10. Biggest Opportunity and Threat for Marketers
- Ourselves:
- The greatest risk is marketers clinging to the past, resisting the discomfort of innovation.
- “The largest threat is ourselves…The biggest threat is that we stay stuck, that we try to protect the status quo…” (43:05)
Notable Quotes & Memorable Moments
- On the Evolution of Marketing:
- “The ultimate currency today is attention…You’re essentially like the owner of a streaming platform…Your job is to constantly put hits out in the world.” – Vineet Mehra (14:36)
- On Performance Storytelling:
- “None of that has changed. You need to build future intent and future customers, and then you need a really powerful direct response engine to then capture that intent and pull it in as efficiently as humanly possible.” – Vineet Mehra (22:00)
- On the Role of AI:
- “The key with AI is not to get lost by the shiny objects and the tooling and all of that. The answer is not, ‘Hey, I need to try out a tool.’” – Vineet Mehra (23:38)
- On Adapting to Change:
- “The biggest threat is that we stay stuck, that we try to protect the status quo, that we don’t get comfortable with discomfort.” – Vineet Mehra (43:09)
- Advice to Young Marketers:
- “Bloom where you’re planted…Deliver the results and I promise you the opportunities will come your way.” – Vineet Mehra (38:22)

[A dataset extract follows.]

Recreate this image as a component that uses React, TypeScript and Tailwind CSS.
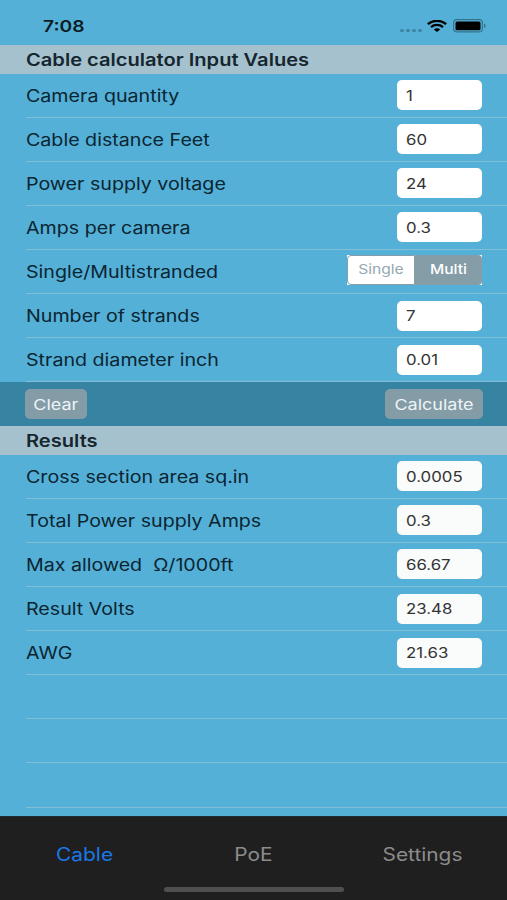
import clsx from "clsx";
import { useState } from "react";

type Row = {
  label: string;
  value: string;
};

const inputRows: Row[] = [
  { label: "Camera quantity", value: "1" },
  { label: "Cable distance Feet", value: "60" },
  { label: "Power supply voltage", value: "24" },
  { label: "Amps per camera", value: "0.3" },
];

const strandRows: Row[] = [
  { label: "Number of strands", value: "7" },
  { label: "Strand diameter inch", value: "0.01" },
];

const resultRows: Row[] = [
  { label: "Cross section area sq.in", value: "0.0005" },
  { label: "Total Power supply Amps", value: "0.3" },
  { label: "Max allowed  Ω/1000ft", value: "66.67" },
  { label: "Result Volts", value: "23.48" },
  { label: "AWG", value: "21.63" },
];

const tabs = ["Cable", "PoE", "Settings"];

const StatusBar = () => (
  <div className="flex h-[45px] items-center justify-between pt-[7px] pr-[21px] pl-[43px]">
    <span className="origin-left scale-x-[1.2] text-[16px] font-semibold text-[#0b1c24]">
      7:08
    </span>
    <div className="flex items-center">
      <div className="mt-[8px] mr-[5px] flex gap-[2px]">
        {[0, 1, 2, 3].map((dot) => (
          <span key={dot} className="h-[3px] w-[4px] rounded-full bg-[#3f86a5]" />
        ))}
      </div>
      <svg width="20" height="12" viewBox="0 0 20 12" className="mr-[6px]" fill="none">
        <path d="M0.800 4.200C6 -0.200 14 -0.200 19.200 4.200" stroke="#000" strokeWidth="2.400" />
        <path d="M4 7.100C7.300 4.200 12.700 4.200 16 7.100" stroke="#000" strokeWidth="2.300" />
        <path d="M6.800 9.400C8.700 7.700 11.300 7.700 13.200 9.400L10 12Z" fill="#000" />
      </svg>
      <svg width="33" height="14" viewBox="0 0 33 14">
        <rect x="0.600" y="0.600" width="28.800" height="12.300" rx="3.500" fill="none" stroke="#36738d" strokeWidth="1.200" />
        <rect x="2.500" y="2.400" width="25" height="8.800" rx="1.500" fill="#000" />
        <path d="M31 4.500C33 5 33 8.500 31 9Z" fill="#36738d" />
      </svg>
    </div>
  </div>
);

const SectionHeader = ({ title }: { title: string }) => (
  <h2 className="flex h-[28.5px] items-center bg-[#a5c1ce] pt-[2px] pl-[26px] text-[17px] font-semibold text-[#16262e]">
    <span className="origin-left scale-x-[1.182] whitespace-pre">{title}</span>
  </h2>
);

const RowShell = ({
  label,
  children,
}: {
  label?: string;
  children?: React.ReactNode;
}) => (
  <li className="ml-[26px] flex h-[44.1px] items-center justify-between border-b border-[#82bfd7] pr-[25px]">
    <span className="origin-left scale-x-[1.155] pt-[3px] text-[17px] whitespace-pre text-[#0b2531]">
      {label}
    </span>
    {children}
  </li>
);

const Field = ({ value, readOnly }: { value: string; readOnly?: boolean }) => (
  <div
    className={clsx(
      "flex h-[30px] w-[85px] items-center rounded-[5px] pl-[9px] text-[14px] text-[#333]",
      readOnly ? "bg-[#fafbfb]" : "bg-white",
    )}
  >
    <span className="origin-left scale-x-[1.2]">{value}</span>
  </div>
);

const StrandToggle = () => {
  const [selected, setSelected] = useState("Multi");

  return (
    <div className="mb-[3px] flex h-[30px] w-[135px] bg-white">
      {["Single", "Multi"].map((option) => (
        <button
          key={option}
          onClick={() => setSelected(option)}
          className={clsx(
            "flex w-1/2 items-center justify-center text-[13px]",
            selected === option
              ? "rounded-r-[4px] bg-[#849da7] font-medium text-white"
              : "rounded-l-[4px] border border-[#849da7] text-[#93a8b1]",
          )}
        >
          <span className="scale-x-[1.2]">{option}</span>
        </button>
      ))}
    </div>
  );
};

const ActionButton = ({ label, className }: { label: string; className: string }) => (
  <button
    className={clsx(
      "flex h-[30px] items-center justify-center rounded-[5px] bg-[#839ca6] pt-[2px] text-[15px] text-[#eef4f7]",
      className,
    )}
  >
    <span className="scale-x-[1.2]">{label}</span>
  </button>
);

const TabBar = () => {
  const [active, setActive] = useState("Cable");

  return (
    <nav className="flex h-[84px] flex-col items-center border-t border-[#1a2b33] bg-[#1f1f1f]">
      <ul className="flex w-full">
        {tabs.map((tab) => (
          <li key={tab} className="flex h-[73px] w-1/3 items-center justify-center pt-[2px]">
            <button
              onClick={() => setActive(tab)}
              className={clsx(
                "scale-x-[1.16] text-[18px]",
                active === tab ? "text-[#1a78e6]" : "text-[#8c8c8c]",
              )}
            >
              {tab}
            </button>
          </li>
        ))}
      </ul>
      <div className="-mt-[3px] h-[5px] w-[180px] shrink-0 rounded-full bg-[#4f4f4f]" />
    </nav>
  );
};

const App = () => {
  return (
    <div className="flex h-[900px] w-[507px] flex-col overflow-hidden bg-[#54b0d7] font-['Inter',sans-serif]">
      <StatusBar />
      <main className="h-[771px] overflow-hidden">
        <SectionHeader title="Cable calculator Input Values" />
        <ul>
          {inputRows.map(({ label, value }) => (
            <RowShell key={label} label={label}>
              <Field value={value} />
            </RowShell>
          ))}
          <RowShell label="Single/Multistranded">
            <StrandToggle />
          </RowShell>
          {strandRows.map(({ label, value }) => (
            <RowShell key={label} label={label}>
              <Field value={value} />
            </RowShell>
          ))}
        </ul>
        <div className="flex h-[44.1px] items-center justify-between bg-[#3783a2] pr-[24px] pl-[25px]">
          <ActionButton label="Clear" className="w-[62px]" />
          <ActionButton label="Calculate" className="w-[98px]" />
        </div>
        <SectionHeader title="Results" />
        <ul>
          {resultRows.map(({ label, value }) => (
            <RowShell key={label} label={label}>
              <Field value={value} readOnly />
            </RowShell>
          ))}
          {/* empty cells below the results */}
          {[0, 1, 2].map((cell) => (
            <RowShell key={cell} />
          ))}
        </ul>
      </main>
      <TabBar />
    </div>
  );
};

export default App;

Timestamps for Key Segments
- [01:50] – Vineet on pizza-making and craft
- [03:21] – Early career, first marketing inspiration
- [05:27] – Chasing experiences across industries
- [07:36] – Chime’s success, core customer focus
- [11:27] – Role of marketing after product/market fit
- [12:52] – Chime’s social-first, edutainment approach
- [14:36] – Entertainment as attention currency
- [16:50] – Performance storytelling: theory and practice
- [23:09] – AI’s paradigm shift in marketing
- [25:29] – AI in customer service at Chime
- [29:42] – Developing AI-ready marketing talent
- [32:47] – Marketing leadership and board representation
- [36:32] – Defining life experience: immigrant dual identity
- [38:22] – “Bloom where you’re planted” advice
- [40:55] – Vineet’s AI obsession and future of marketing
- [41:32] – Rise of algorithmic subcultures
- [43:05] – The greatest risk for marketers: resisting change
Episode Tone
- Candid, forward-thinking, energetic.
- Vineet blends deep industry knowledge with anecdotes, humility, and a palpable sense of urgency about embracing innovation.
Takeaways for Marketers
- Brand and performance are not mutually exclusive. The future belongs to marketers who master both—“performance storytelling.”
- Entertain and educate. Marketing must earn attention, not buy it.
- AI is a force multiplier. Map tech to business outcomes, not the other way around.
- Stay curious and adaptable. The only lasting threat to your career is resisting change.
This episode is a can’t-miss primer on marketing’s future, leadership, and the transformative power of curiosity, technology, and purpose.